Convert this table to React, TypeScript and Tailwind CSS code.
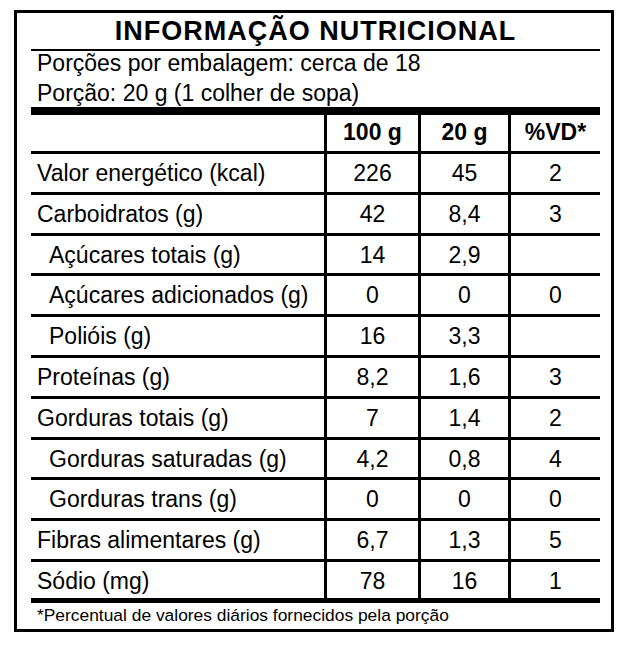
type Row = {
  label: string;
  per100: string;
  perPortion: string;
  vd: string;
  indent?: boolean;
};

const ROWS: Row[] = [
  { label: "Valor energético (kcal)", per100: "226", perPortion: "45", vd: "2" },
  { label: "Carboidratos (g)", per100: "42", perPortion: "8,4", vd: "3" },
  { label: "Açúcares totais (g)", per100: "14", perPortion: "2,9", vd: "", indent: true },
  { label: "Açúcares adicionados (g)", per100: "0", perPortion: "0", vd: "0", indent: true },
  { label: "Polióis (g)", per100: "16", perPortion: "3,3", vd: "", indent: true },
  { label: "Proteínas (g)", per100: "8,2", perPortion: "1,6", vd: "3" },
  { label: "Gorduras totais (g)", per100: "7", perPortion: "1,4", vd: "2" },
  { label: "Gorduras saturadas (g)", per100: "4,2", perPortion: "0,8", vd: "4", indent: true },
  { label: "Gorduras trans (g)", per100: "0", perPortion: "0", vd: "0", indent: true },
  { label: "Fibras alimentares (g)", per100: "6,7", perPortion: "1,3", vd: "5" },
  { label: "Sódio (mg)", per100: "78", perPortion: "16", vd: "1" },
];

const GRID = "grid grid-cols-[296px_94px_90px_89px]";

export default function App() {
  return (
    <div className="min-h-[645px] bg-white pl-[14px] pt-[10px] text-black [font-family:'Liberation_Sans',Arial,sans-serif]">
      <div className="h-[622px] w-[600px] overflow-hidden border-[3px] border-black pl-[14px] pr-[11px]">
        {/* TITLE */}
        <h1 className="h-[38px] border-b-2 border-black text-center text-[27px] font-bold leading-[36px] tracking-[1px]">
          INFORMAÇÃO NUTRICIONAL
        </h1>

        {/* PORTIONS */}
        <div className="-mt-[3px] h-[59px] pl-[6px] text-[23px] leading-[30px]">
          <p>Porções por embalagem: cerca de 18</p>
          <p>Porção: 20 g (1 colher de sopa)</p>
        </div>
        <div className="h-[8px] bg-black" />

        {/* HEADER */}
        <div className={`${GRID} h-[39px] border-b-[3px] border-black text-[23px] font-bold leading-[33px]`}>
          <div className="border-r-[3px] border-black" />
          <div className="border-r-[3px] border-black pt-[1px] text-center">100 g</div>
          <div className="border-r-[3px] border-black pt-[1px] text-center">20 g</div>
          <div className="pt-[1px] text-center">%VD*</div>
        </div>

        {/* ROWS */}
        {ROWS.map((r, i) => {
          const last = i === ROWS.length - 1;
          return (
            <div
              key={r.label}
              className={`${GRID} text-[23px] ${
                last ? "h-[36px] leading-[34px]" : "h-[40.8px] border-b-[3px] border-black leading-[35.8px]"
              }`}
            >
              <div className={`border-r-[3px] border-black pt-[2px] ${r.indent ? "pl-[18px]" : "pl-[6px]"}`}>
                {r.label}
              </div>
              <div className="border-r-[3px] border-black pt-[2px] text-center">{r.per100}</div>
              <div className="border-r-[3px] border-black pt-[2px] text-center">{r.perPortion}</div>
              <div className="pt-[2px] text-center">{r.vd}</div>
            </div>
          );
        })}
        <div className="h-[5px] bg-black" />

        {/* FOOTNOTE */}
        <p className="pl-[6px] pt-[3px] text-[17.4px] leading-[18px]">
          *Percentual de valores diários fornecidos pela porção
        </p>
      </div>
    </div>
  );
}
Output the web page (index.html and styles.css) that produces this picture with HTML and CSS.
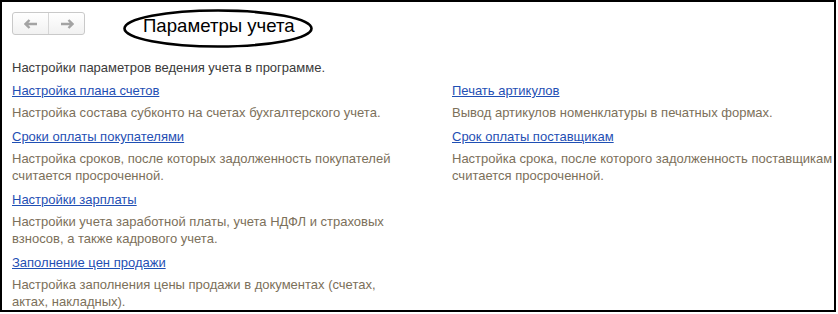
FILE: index.html
```html
<!DOCTYPE html>
<html lang="ru">
<head>
<meta charset="utf-8">
<link rel="stylesheet" href="styles.css">
</head>
<body>
<div class="frame">
  <div class="header">
    <div class="nav">
      <span class="nav-btn">
        <svg width="14" height="10" viewBox="0 0 14 10"><path d="M1 5H13M5.5 1L1.5 5L5.5 9" fill="none" stroke="#a3a3a3" stroke-width="2.4"/></svg>
      </span>
      <span class="nav-btn">
        <svg width="14" height="10" viewBox="0 0 14 10"><path d="M1 5H13M8.5 1L12.5 5L8.5 9" fill="none" stroke="#a3a3a3" stroke-width="2.4"/></svg>
      </span>
    </div>
    <div class="title-wrap">
      <h1 class="title">Параметры учета</h1>
      <svg class="ellipse" width="192" height="41" viewBox="0 0 192 41"><ellipse cx="96" cy="20.5" rx="93.5" ry="18" fill="none" stroke="#000" stroke-width="2.6"/></svg>
    </div>
  </div>
  <p class="intro">Настройки параметров ведения учета в программе.</p>
  <div class="columns">
    <div class="col col-left">
      <div class="item">
        <a class="link" href="#">Настройка плана счетов</a>
        <p class="desc">Настройка состава субконто на счетах бухгалтерского учета.</p>
      </div>
      <div class="item">
        <a class="link" href="#">Сроки оплаты покупателями</a>
        <p class="desc">Настройка сроков, после которых задолженность покупателей считается просроченной.</p>
      </div>
      <div class="item">
        <a class="link" href="#">Настройки зарплаты</a>
        <p class="desc">Настройки учета заработной платы, учета НДФЛ и страховых взносов, а также кадрового учета.</p>
      </div>
      <div class="item">
        <a class="link" href="#">Заполнение цен продажи</a>
        <p class="desc">Настройка заполнения цены продажи в документах (счетах, актах, накладных).</p>
      </div>
    </div>
    <div class="col col-right">
      <div class="item">
        <a class="link" href="#">Печать артикулов</a>
        <p class="desc">Вывод артикулов номенклатуры в печатных формах.</p>
      </div>
      <div class="item">
        <a class="link" href="#">Срок оплаты поставщикам</a>
        <p class="desc">Настройка срока, после которого задолженность поставщикам считается просроченной.</p>
      </div>
    </div>
  </div>
</div>
</body>
</html>
```

FILE: styles.css
```css
* { box-sizing: border-box; }
html, body {
  margin: 0;
  padding: 0;
  background: #fff;
}
body {
  font-family: "Liberation Sans", Arial, sans-serif;
  font-size: 13px;
  color: #333;
}
.frame {
  width: 836px;
  height: 312px;
  border: 2px solid #000;
  padding: 10px 0 0 10px;
  overflow: hidden;
}
.header {
  display: flex;
  align-items: flex-start;
  height: 47px;
}
.nav {
  display: flex;
  width: 73px;
  height: 23px;
  border: 1px solid #c9c9c9;
  border-radius: 3px;
  background: linear-gradient(#ffffff, #f1f1f1);
}
.nav-btn {
  flex: 1;
  display: flex;
  align-items: center;
  justify-content: center;
}
.nav-btn + .nav-btn {
  border-left: 1px solid #d6d6d6;
}
.title-wrap {
  position: relative;
  margin-left: 58px;
  margin-top: 3px;
}
.title {
  margin: 0;
  font-weight: normal;
  font-size: 18.6px;
  line-height: 22px;
  color: #000;
}
.ellipse {
  position: absolute;
  left: -21px;
  top: -7px;
}
.intro {
  margin: 0;
  line-height: 17px;
  color: #3a3a3a;
}
.columns {
  display: grid;
  grid-template-columns: 400px 382px;
  column-gap: 40px;
  margin-top: 6px;
}
.col {
  display: flex;
  flex-direction: column;
  gap: 7px;
}
.item {
  display: flex;
  flex-direction: column;
  gap: 5px;
  align-items: flex-start;
}
.link {
  color: #1f4fb4;
  text-decoration: underline;
  line-height: 17px;
}
.desc {
  margin: 0;
  color: #7c705a;
  line-height: 17px;
}
```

==*==

Set problem — Each entry above should be reproduced exactly, with the pictures removed.

Output —
Convert this table to React, TypeScript and Tailwind CSS code.
type Row = {
  label: string;
  per100: string;
  perPortion: string;
  vd: string;
  indent?: boolean;
};

const ROWS: Row[] = [
  { label: "Valor energético (kcal)", per100: "226", perPortion: "45", vd: "2" },
  { label: "Carboidratos (g)", per100: "42", perPortion: "8,4", vd: "3" },
  { label: "Açúcares totais (g)", per100: "14", perPortion: "2,9", vd: "", indent: true },
  { label: "Açúcares adicionados (g)", per100: "0", perPortion: "0", vd: "0", indent: true },
  { label: "Polióis (g)", per100: "16", perPortion: "3,3", vd: "", indent: true },
  { label: "Proteínas (g)", per100: "8,2", perPortion: "1,6", vd: "3" },
  { label: "Gorduras totais (g)", per100: "7", perPortion: "1,4", vd: "2" },
  { label: "Gorduras saturadas (g)", per100: "4,2", perPortion: "0,8", vd: "4", indent: true },
  { label: "Gorduras trans (g)", per100: "0", perPortion: "0", vd: "0", indent: true },
  { label: "Fibras alimentares (g)", per100: "6,7", perPortion: "1,3", vd: "5" },
  { label: "Sódio (mg)", per100: "78", perPortion: "16", vd: "1" },
];

const GRID = "grid grid-cols-[296px_94px_90px_89px]";

export default function App() {
  return (
    <div className="min-h-[645px] bg-white pl-[14px] pt-[10px] text-black [font-family:'Liberation_Sans',Arial,sans-serif]">
      <div className="h-[622px] w-[600px] overflow-hidden border-[3px] border-black pl-[14px] pr-[11px]">
        {/* TITLE */}
        <h1 className="h-[38px] border-b-2 border-black text-center text-[27px] font-bold leading-[36px] tracking-[1px]">
          INFORMAÇÃO NUTRICIONAL
        </h1>

        {/* PORTIONS */}
        <div className="-mt-[3px] h-[59px] pl-[6px] text-[23px] leading-[30px]">
          <p>Porções por embalagem: cerca de 18</p>
          <p>Porção: 20 g (1 colher de sopa)</p>
        </div>
        <div className="h-[8px] bg-black" />

        {/* HEADER */}
        <div className={`${GRID} h-[39px] border-b-[3px] border-black text-[23px] font-bold leading-[33px]`}>
          <div className="border-r-[3px] border-black" />
          <div className="border-r-[3px] border-black pt-[1px] text-center">100 g</div>
          <div className="border-r-[3px] border-black pt-[1px] text-center">20 g</div>
          <div className="pt-[1px] text-center">%VD*</div>
        </div>

        {/* ROWS */}
        {ROWS.map((r, i) => {
          const last = i === ROWS.length - 1;
          return (
            <div
              key={r.label}
              className={`${GRID} text-[23px] ${
                last ? "h-[36px] leading-[34px]" : "h-[40.8px] border-b-[3px] border-black leading-[35.8px]"
              }`}
            >
              <div className={`border-r-[3px] border-black pt-[2px] ${r.indent ? "pl-[18px]" : "pl-[6px]"}`}>
                {r.label}
              </div>
              <div className="border-r-[3px] border-black pt-[2px] text-center">{r.per100}</div>
              <div className="border-r-[3px] border-black pt-[2px] text-center">{r.perPortion}</div>
              <div className="pt-[2px] text-center">{r.vd}</div>
            </div>
          );
        })}
        <div className="h-[5px] bg-black" />

        {/* FOOTNOTE */}
        <p className="pl-[6px] pt-[3px] text-[17.4px] leading-[18px]">
          *Percentual de valores diários fornecidos pela porção
        </p>
      </div>
    </div>
  );
}
Output the web page (index.html and styles.css) that produces this picture with HTML and CSS.
FILE: index.html
```html
<!DOCTYPE html>
<html lang="ru">
<head>
<meta charset="utf-8">
<link rel="stylesheet" href="styles.css">
</head>
<body>
<div class="frame">
  <div class="header">
    <div class="nav">
      <span class="nav-btn">
        <svg width="14" height="10" viewBox="0 0 14 10"><path d="M1 5H13M5.5 1L1.5 5L5.5 9" fill="none" stroke="#a3a3a3" stroke-width="2.4"/></svg>
      </span>
      <span class="nav-btn">
        <svg width="14" height="10" viewBox="0 0 14 10"><path d="M1 5H13M8.5 1L12.5 5L8.5 9" fill="none" stroke="#a3a3a3" stroke-width="2.4"/></svg>
      </span>
    </div>
    <div class="title-wrap">
      <h1 class="title">Параметры учета</h1>
      <svg class="ellipse" width="192" height="41" viewBox="0 0 192 41"><ellipse cx="96" cy="20.5" rx="93.5" ry="18" fill="none" stroke="#000" stroke-width="2.6"/></svg>
    </div>
  </div>
  <p class="intro">Настройки параметров ведения учета в программе.</p>
  <div class="columns">
    <div class="col col-left">
      <div class="item">
        <a class="link" href="#">Настройка плана счетов</a>
        <p class="desc">Настройка состава субконто на счетах бухгалтерского учета.</p>
      </div>
      <div class="item">
        <a class="link" href="#">Сроки оплаты покупателями</a>
        <p class="desc">Настройка сроков, после которых задолженность покупателей считается просроченной.</p>
      </div>
      <div class="item">
        <a class="link" href="#">Настройки зарплаты</a>
        <p class="desc">Настройки учета заработной платы, учета НДФЛ и страховых взносов, а также кадрового учета.</p>
      </div>
      <div class="item">
        <a class="link" href="#">Заполнение цен продажи</a>
        <p class="desc">Настройка заполнения цены продажи в документах (счетах, актах, накладных).</p>
      </div>
    </div>
    <div class="col col-right">
      <div class="item">
        <a class="link" href="#">Печать артикулов</a>
        <p class="desc">Вывод артикулов номенклатуры в печатных формах.</p>
      </div>
      <div class="item">
        <a class="link" href="#">Срок оплаты поставщикам</a>
        <p class="desc">Настройка срока, после которого задолженность поставщикам считается просроченной.</p>
      </div>
    </div>
  </div>
</div>
</body>
</html>
```

FILE: styles.css
```css
* { box-sizing: border-box; }
html, body {
  margin: 0;
  padding: 0;
  background: #fff;
}
body {
  font-family: "Liberation Sans", Arial, sans-serif;
  font-size: 13px;
  color: #333;
}
.frame {
  width: 836px;
  height: 312px;
  border: 2px solid #000;
  padding: 10px 0 0 10px;
  overflow: hidden;
}
.header {
  display: flex;
  align-items: flex-start;
  height: 47px;
}
.nav {
  display: flex;
  width: 73px;
  height: 23px;
  border: 1px solid #c9c9c9;
  border-radius: 3px;
  background: linear-gradient(#ffffff, #f1f1f1);
}
.nav-btn {
  flex: 1;
  display: flex;
  align-items: center;
  justify-content: center;
}
.nav-btn + .nav-btn {
  border-left: 1px solid #d6d6d6;
}
.title-wrap {
  position: relative;
  margin-left: 58px;
  margin-top: 3px;
}
.title {
  margin: 0;
  font-weight: normal;
  font-size: 18.6px;
  line-height: 22px;
  color: #000;
}
.ellipse {
  position: absolute;
  left: -21px;
  top: -7px;
}
.intro {
  margin: 0;
  line-height: 17px;
  color: #3a3a3a;
}
.columns {
  display: grid;
  grid-template-columns: 400px 382px;
  column-gap: 40px;
  margin-top: 6px;
}
.col {
  display: flex;
  flex-direction: column;
  gap: 7px;
}
.item {
  display: flex;
  flex-direction: column;
  gap: 5px;
  align-items: flex-start;
}
.link {
  color: #1f4fb4;
  text-decoration: underline;
  line-height: 17px;
}
.desc {
  margin: 0;
  color: #7c705a;
  line-height: 17px;
}
```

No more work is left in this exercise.